STORED DATA |
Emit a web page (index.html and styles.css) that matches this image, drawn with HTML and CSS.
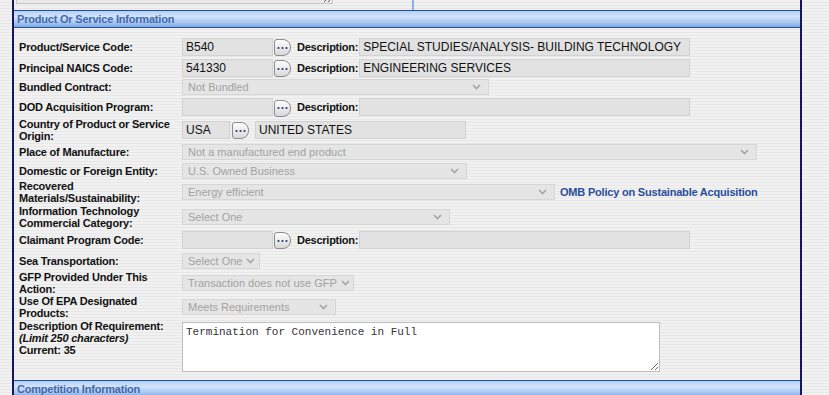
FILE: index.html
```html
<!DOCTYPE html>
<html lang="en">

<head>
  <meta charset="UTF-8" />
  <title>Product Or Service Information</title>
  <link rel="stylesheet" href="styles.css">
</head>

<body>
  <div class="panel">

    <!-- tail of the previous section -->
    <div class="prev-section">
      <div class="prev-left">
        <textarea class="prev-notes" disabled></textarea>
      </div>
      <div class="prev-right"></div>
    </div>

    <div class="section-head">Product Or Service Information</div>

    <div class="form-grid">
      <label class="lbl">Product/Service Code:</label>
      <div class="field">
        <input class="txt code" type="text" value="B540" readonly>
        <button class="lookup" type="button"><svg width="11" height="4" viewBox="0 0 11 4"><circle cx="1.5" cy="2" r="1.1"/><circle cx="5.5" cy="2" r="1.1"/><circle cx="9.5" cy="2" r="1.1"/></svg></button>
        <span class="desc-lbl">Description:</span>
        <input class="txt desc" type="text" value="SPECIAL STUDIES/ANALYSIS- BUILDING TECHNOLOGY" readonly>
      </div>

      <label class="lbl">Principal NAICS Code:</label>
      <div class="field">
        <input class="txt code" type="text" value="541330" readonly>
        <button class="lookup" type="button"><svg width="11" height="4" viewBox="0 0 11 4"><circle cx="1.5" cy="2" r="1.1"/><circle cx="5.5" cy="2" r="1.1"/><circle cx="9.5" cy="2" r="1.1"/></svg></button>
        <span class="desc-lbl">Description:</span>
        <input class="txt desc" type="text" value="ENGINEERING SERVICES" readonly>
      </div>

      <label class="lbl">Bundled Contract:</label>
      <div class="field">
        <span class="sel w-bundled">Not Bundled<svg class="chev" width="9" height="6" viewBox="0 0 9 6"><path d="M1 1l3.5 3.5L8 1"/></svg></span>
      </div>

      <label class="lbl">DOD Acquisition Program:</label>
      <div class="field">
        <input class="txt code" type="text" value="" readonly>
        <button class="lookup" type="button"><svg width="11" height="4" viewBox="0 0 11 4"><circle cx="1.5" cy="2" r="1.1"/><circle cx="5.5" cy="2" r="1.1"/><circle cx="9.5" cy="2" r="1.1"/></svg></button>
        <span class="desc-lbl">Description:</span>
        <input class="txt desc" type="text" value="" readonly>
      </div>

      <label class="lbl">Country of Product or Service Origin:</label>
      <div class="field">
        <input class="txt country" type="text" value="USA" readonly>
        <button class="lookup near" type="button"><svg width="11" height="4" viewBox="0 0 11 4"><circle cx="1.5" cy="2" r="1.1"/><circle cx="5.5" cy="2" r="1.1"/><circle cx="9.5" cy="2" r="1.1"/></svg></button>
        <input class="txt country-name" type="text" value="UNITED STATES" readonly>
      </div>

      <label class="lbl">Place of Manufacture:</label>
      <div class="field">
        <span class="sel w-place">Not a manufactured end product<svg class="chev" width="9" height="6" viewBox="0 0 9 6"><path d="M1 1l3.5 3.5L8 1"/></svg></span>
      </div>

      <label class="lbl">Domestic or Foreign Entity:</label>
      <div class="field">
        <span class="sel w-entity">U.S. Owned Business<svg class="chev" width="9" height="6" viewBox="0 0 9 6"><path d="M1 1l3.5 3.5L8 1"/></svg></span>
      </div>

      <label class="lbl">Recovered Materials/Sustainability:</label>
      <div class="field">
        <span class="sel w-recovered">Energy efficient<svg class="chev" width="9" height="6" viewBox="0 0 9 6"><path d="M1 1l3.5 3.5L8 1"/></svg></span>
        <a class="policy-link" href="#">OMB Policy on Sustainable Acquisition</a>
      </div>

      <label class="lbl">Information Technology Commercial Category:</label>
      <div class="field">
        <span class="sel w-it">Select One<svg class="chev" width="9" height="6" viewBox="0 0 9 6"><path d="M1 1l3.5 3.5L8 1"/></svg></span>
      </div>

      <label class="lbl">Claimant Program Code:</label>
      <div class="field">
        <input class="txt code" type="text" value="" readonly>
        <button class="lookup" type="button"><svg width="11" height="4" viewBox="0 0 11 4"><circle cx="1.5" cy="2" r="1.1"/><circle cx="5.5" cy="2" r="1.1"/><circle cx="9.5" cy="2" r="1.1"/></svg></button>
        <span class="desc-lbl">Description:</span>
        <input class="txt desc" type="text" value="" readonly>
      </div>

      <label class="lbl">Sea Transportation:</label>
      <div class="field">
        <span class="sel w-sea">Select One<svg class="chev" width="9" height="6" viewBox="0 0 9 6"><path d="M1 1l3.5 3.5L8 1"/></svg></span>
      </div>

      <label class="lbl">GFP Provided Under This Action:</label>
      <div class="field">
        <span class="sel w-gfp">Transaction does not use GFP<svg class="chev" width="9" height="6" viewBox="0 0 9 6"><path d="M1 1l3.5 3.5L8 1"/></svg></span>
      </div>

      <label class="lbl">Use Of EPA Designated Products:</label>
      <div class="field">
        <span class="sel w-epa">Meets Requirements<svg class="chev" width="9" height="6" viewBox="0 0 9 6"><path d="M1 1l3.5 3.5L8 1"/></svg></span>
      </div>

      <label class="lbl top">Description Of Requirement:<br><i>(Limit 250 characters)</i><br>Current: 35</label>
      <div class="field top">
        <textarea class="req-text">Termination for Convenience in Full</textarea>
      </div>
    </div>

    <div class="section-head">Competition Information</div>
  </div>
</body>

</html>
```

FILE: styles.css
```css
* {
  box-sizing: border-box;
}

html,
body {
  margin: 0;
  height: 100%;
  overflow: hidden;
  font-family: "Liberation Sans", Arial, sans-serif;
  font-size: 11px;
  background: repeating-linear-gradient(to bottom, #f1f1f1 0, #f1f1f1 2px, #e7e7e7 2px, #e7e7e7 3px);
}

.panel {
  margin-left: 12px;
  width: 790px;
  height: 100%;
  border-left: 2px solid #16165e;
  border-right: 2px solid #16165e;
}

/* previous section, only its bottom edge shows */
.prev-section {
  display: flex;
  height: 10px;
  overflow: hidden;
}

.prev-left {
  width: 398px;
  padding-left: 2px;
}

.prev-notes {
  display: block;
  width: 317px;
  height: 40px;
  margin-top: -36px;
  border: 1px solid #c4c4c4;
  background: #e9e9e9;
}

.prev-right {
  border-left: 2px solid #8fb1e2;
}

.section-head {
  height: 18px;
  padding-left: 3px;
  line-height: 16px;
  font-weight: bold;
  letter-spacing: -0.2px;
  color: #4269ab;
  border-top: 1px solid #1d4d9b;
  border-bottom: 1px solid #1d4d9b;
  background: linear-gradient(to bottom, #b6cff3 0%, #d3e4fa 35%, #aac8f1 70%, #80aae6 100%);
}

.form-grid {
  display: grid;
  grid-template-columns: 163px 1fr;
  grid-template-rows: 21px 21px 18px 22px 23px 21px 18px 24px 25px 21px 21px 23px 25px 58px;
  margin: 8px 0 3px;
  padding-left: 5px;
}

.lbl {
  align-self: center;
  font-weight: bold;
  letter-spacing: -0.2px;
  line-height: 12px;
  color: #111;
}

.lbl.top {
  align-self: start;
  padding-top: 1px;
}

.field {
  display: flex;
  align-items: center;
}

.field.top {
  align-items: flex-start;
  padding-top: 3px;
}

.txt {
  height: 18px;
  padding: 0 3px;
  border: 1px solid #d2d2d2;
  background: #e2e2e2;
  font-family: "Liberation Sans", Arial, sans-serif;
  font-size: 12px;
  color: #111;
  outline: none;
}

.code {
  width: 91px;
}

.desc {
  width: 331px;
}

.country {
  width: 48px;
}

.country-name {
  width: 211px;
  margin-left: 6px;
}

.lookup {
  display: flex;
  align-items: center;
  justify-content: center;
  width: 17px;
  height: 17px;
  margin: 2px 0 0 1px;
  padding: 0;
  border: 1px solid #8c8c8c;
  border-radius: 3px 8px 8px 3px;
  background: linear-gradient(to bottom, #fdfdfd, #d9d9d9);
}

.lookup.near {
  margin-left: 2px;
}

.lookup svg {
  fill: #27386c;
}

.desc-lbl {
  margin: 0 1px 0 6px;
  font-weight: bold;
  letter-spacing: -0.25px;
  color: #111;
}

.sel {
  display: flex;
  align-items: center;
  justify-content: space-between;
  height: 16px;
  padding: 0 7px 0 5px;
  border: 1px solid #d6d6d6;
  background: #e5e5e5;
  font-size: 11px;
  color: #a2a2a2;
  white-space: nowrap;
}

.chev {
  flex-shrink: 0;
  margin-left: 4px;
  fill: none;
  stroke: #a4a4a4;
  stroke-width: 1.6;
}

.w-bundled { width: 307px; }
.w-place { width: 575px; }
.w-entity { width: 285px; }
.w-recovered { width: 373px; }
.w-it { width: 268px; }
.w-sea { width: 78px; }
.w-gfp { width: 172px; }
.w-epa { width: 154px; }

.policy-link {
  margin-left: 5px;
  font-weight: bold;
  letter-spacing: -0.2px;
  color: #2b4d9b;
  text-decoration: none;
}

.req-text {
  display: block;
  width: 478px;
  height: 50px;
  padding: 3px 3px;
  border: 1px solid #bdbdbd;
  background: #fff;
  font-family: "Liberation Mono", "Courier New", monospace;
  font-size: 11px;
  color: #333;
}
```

---

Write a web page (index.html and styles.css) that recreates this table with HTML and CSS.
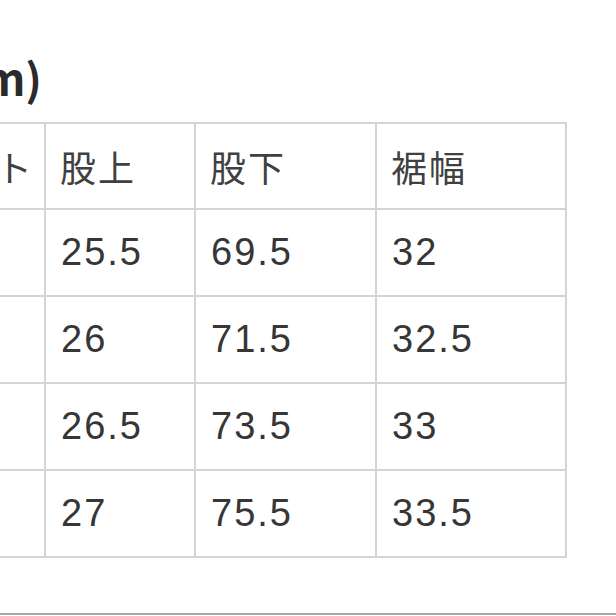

EXERCISE | Looking at the entries above, say how many lines contain the word "with". Only the number is wanted.

RESPONSE | 2